**Requirements**
Return each line of the data below exactly, omitting any pictures.

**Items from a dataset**
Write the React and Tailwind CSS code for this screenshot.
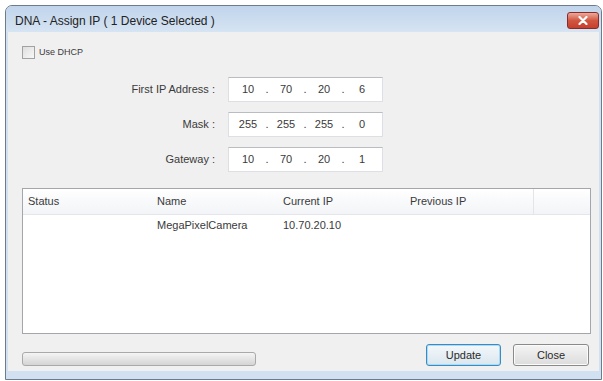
import React from "react";

const FIELDS = [
  { label: "First IP Address :", parts: ["10", "70", "20", "6"] },
  { label: "Mask :", parts: ["255", "255", "255", "0"] },
  { label: "Gateway :", parts: ["10", "70", "20", "1"] },
];

const COLUMNS = [
  { title: "Status", w: "w-[129px]" },
  { title: "Name", w: "w-[126px]" },
  { title: "Current IP", w: "w-[127px]" },
  { title: "Previous IP", w: "w-[128px]" },
];

const ROWS = [["", "MegaPixelCamera", "10.70.20.10", ""]];

function IpBox({ parts }) {
  return (
    <div className="w-[155px] h-[25px] bg-white border border-[#dcdfe3] border-t-[#b9bcc1] flex items-center pl-[4px] text-[11px] text-[#3a3a3a]">
      {parts.map((p, i) => (
        <React.Fragment key={i}>
          {i > 0 && <span className="w-[8px] text-center">.</span>}
          <span className="w-[30px] text-center">{p}</span>
        </React.Fragment>
      ))}
    </div>
  );
}

export default function App() {
  return (
    <div
      className="w-[603px] h-[381px] bg-white pt-[5px] pl-[5px] overflow-hidden"
      style={{ fontFamily: '"Liberation Sans", Arial, sans-serif' }}
    >
      {/* window frame */}
      <div className="w-[597px] h-[375px] flex flex-col rounded-t-[7px] border border-[#6d7b8d] bg-[#d2e1f1] overflow-hidden">
        {/* title bar */}
        <div className="h-[26px] flex items-start bg-gradient-to-b from-[#c0d4eb] to-[#d6e4f3]">
          <span className="pl-[9px] pt-[8px] text-[12px] leading-[14px] text-[#222]">
            DNA - Assign IP ( 1 Device Selected )
          </span>
          <button className="ml-auto mr-[2px] mt-[6px] w-[32px] h-[17px] rounded-[3px] border border-[#8a2b2b] bg-gradient-to-b from-[#e9a99c] via-[#d2553f] to-[#c4402e] flex items-center justify-center">
            <svg width="10" height="9" viewBox="0 0 10 9">
              <path d="M1.5 1 L8.5 8 M8.5 1 L1.5 8" stroke="#ffffff" strokeWidth="2.2" strokeLinecap="round" />
            </svg>
          </button>
        </div>

        {/* client area */}
        <div className="flex-1 px-[2px] pb-[8px] flex flex-col">
          <div className="flex-1 bg-[#f0f0f0] flex flex-col">
            {/* DHCP checkbox */}
            <div className="mt-[14px] ml-[14px] h-[13px] flex items-center gap-[4px]">
              <div className="w-[13px] h-[13px] border border-[#a2a2a2] bg-gradient-to-br from-[#dedede] to-[#f8f8f8]" />
              <span className="text-[9px] text-[#3a3a3a]">Use DHCP</span>
            </div>

            {/* IP fields */}
            <div className="mt-[18px] flex flex-col gap-[10px]">
              {FIELDS.map((f) => (
                <div key={f.label} className="h-[25px] flex items-center gap-[13px]">
                  <span className="w-[207px] text-right text-[11px] text-[#3a3a3a]">{f.label}</span>
                  <IpBox parts={f.parts} />
                </div>
              ))}
            </div>

            {/* device list */}
            <div className="mt-[16px] ml-[14px] w-[569px] h-[146px] border border-[#a3a6ab] bg-white flex flex-col">
              <div className="h-[26px] flex items-center bg-gradient-to-b from-white to-[#f2f4f7] border-b border-[#e4e6ea] text-[11px] text-[#3a3a3a]">
                {COLUMNS.map((c) => (
                  <div key={c.title} className={`${c.w} pl-[5px]`}>{c.title}</div>
                ))}
                <div className="w-px h-full bg-[#e3e5e8]" />
              </div>
              {ROWS.map((r, i) => (
                <div key={i} className="h-[20px] flex items-center text-[11px] text-[#3a3a3a]">
                  {r.map((cell, j) => (
                    <div key={j} className={`${COLUMNS[j].w} pl-[5px]`}>{cell}</div>
                  ))}
                </div>
              ))}
            </div>

            {/* progress + buttons */}
            <div className="mt-[10px] ml-[14px] mr-[10px] flex items-start">
              <div className="mt-[8px] w-[234px] h-[14px] rounded-[3px] border border-[#a9a9a9] bg-gradient-to-b from-[#f5f5f5] via-[#e4e4e4] to-[#d4d4d4]" />
              <button className="ml-auto w-[75px] h-[22px] rounded-[3px] border border-[#3d8ac2] bg-gradient-to-b from-[#f4f8fb] to-[#d9e6ee] text-[11px] text-[#2a2a2a] shadow-[inset_0_0_0_1px_#a6dcf5]">
                Update
              </button>
              <button className="ml-[12px] w-[76px] h-[22px] rounded-[3px] border border-[#8a8a8a] bg-gradient-to-b from-[#f4f4f4] to-[#dcdcdc] text-[11px] text-[#2a2a2a] shadow-[inset_0_0_0_1px_#fbfbfb]">
                Close
              </button>
            </div>
          </div>
        </div>
      </div>
    </div>
  );
}
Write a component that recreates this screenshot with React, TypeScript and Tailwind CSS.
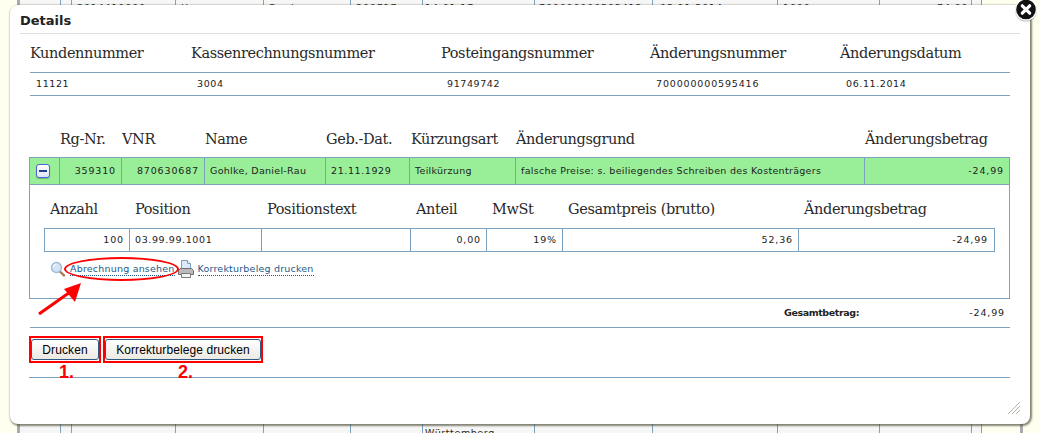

**Task answer**
Write the React and Tailwind CSS code for this screenshot.
import React from "react";

const FIELDS = [
  { label: "First IP Address :", parts: ["10", "70", "20", "6"] },
  { label: "Mask :", parts: ["255", "255", "255", "0"] },
  { label: "Gateway :", parts: ["10", "70", "20", "1"] },
];

const COLUMNS = [
  { title: "Status", w: "w-[129px]" },
  { title: "Name", w: "w-[126px]" },
  { title: "Current IP", w: "w-[127px]" },
  { title: "Previous IP", w: "w-[128px]" },
];

const ROWS = [["", "MegaPixelCamera", "10.70.20.10", ""]];

function IpBox({ parts }) {
  return (
    <div className="w-[155px] h-[25px] bg-white border border-[#dcdfe3] border-t-[#b9bcc1] flex items-center pl-[4px] text-[11px] text-[#3a3a3a]">
      {parts.map((p, i) => (
        <React.Fragment key={i}>
          {i > 0 && <span className="w-[8px] text-center">.</span>}
          <span className="w-[30px] text-center">{p}</span>
        </React.Fragment>
      ))}
    </div>
  );
}

export default function App() {
  return (
    <div
      className="w-[603px] h-[381px] bg-white pt-[5px] pl-[5px] overflow-hidden"
      style={{ fontFamily: '"Liberation Sans", Arial, sans-serif' }}
    >
      {/* window frame */}
      <div className="w-[597px] h-[375px] flex flex-col rounded-t-[7px] border border-[#6d7b8d] bg-[#d2e1f1] overflow-hidden">
        {/* title bar */}
        <div className="h-[26px] flex items-start bg-gradient-to-b from-[#c0d4eb] to-[#d6e4f3]">
          <span className="pl-[9px] pt-[8px] text-[12px] leading-[14px] text-[#222]">
            DNA - Assign IP ( 1 Device Selected )
          </span>
          <button className="ml-auto mr-[2px] mt-[6px] w-[32px] h-[17px] rounded-[3px] border border-[#8a2b2b] bg-gradient-to-b from-[#e9a99c] via-[#d2553f] to-[#c4402e] flex items-center justify-center">
            <svg width="10" height="9" viewBox="0 0 10 9">
              <path d="M1.5 1 L8.5 8 M8.5 1 L1.5 8" stroke="#ffffff" strokeWidth="2.2" strokeLinecap="round" />
            </svg>
          </button>
        </div>

        {/* client area */}
        <div className="flex-1 px-[2px] pb-[8px] flex flex-col">
          <div className="flex-1 bg-[#f0f0f0] flex flex-col">
            {/* DHCP checkbox */}
            <div className="mt-[14px] ml-[14px] h-[13px] flex items-center gap-[4px]">
              <div className="w-[13px] h-[13px] border border-[#a2a2a2] bg-gradient-to-br from-[#dedede] to-[#f8f8f8]" />
              <span className="text-[9px] text-[#3a3a3a]">Use DHCP</span>
            </div>

            {/* IP fields */}
            <div className="mt-[18px] flex flex-col gap-[10px]">
              {FIELDS.map((f) => (
                <div key={f.label} className="h-[25px] flex items-center gap-[13px]">
                  <span className="w-[207px] text-right text-[11px] text-[#3a3a3a]">{f.label}</span>
                  <IpBox parts={f.parts} />
                </div>
              ))}
            </div>

            {/* device list */}
            <div className="mt-[16px] ml-[14px] w-[569px] h-[146px] border border-[#a3a6ab] bg-white flex flex-col">
              <div className="h-[26px] flex items-center bg-gradient-to-b from-white to-[#f2f4f7] border-b border-[#e4e6ea] text-[11px] text-[#3a3a3a]">
                {COLUMNS.map((c) => (
                  <div key={c.title} className={`${c.w} pl-[5px]`}>{c.title}</div>
                ))}
                <div className="w-px h-full bg-[#e3e5e8]" />
              </div>
              {ROWS.map((r, i) => (
                <div key={i} className="h-[20px] flex items-center text-[11px] text-[#3a3a3a]">
                  {r.map((cell, j) => (
                    <div key={j} className={`${COLUMNS[j].w} pl-[5px]`}>{cell}</div>
                  ))}
                </div>
              ))}
            </div>

            {/* progress + buttons */}
            <div className="mt-[10px] ml-[14px] mr-[10px] flex items-start">
              <div className="mt-[8px] w-[234px] h-[14px] rounded-[3px] border border-[#a9a9a9] bg-gradient-to-b from-[#f5f5f5] via-[#e4e4e4] to-[#d4d4d4]" />
              <button className="ml-auto w-[75px] h-[22px] rounded-[3px] border border-[#3d8ac2] bg-gradient-to-b from-[#f4f8fb] to-[#d9e6ee] text-[11px] text-[#2a2a2a] shadow-[inset_0_0_0_1px_#a6dcf5]">
                Update
              </button>
              <button className="ml-[12px] w-[76px] h-[22px] rounded-[3px] border border-[#8a8a8a] bg-gradient-to-b from-[#f4f4f4] to-[#dcdcdc] text-[11px] text-[#2a2a2a] shadow-[inset_0_0_0_1px_#fbfbfb]">
                Close
              </button>
            </div>
          </div>
        </div>
      </div>
    </div>
  );
}
Write a component that recreates this screenshot with React, TypeScript and Tailwind CSS.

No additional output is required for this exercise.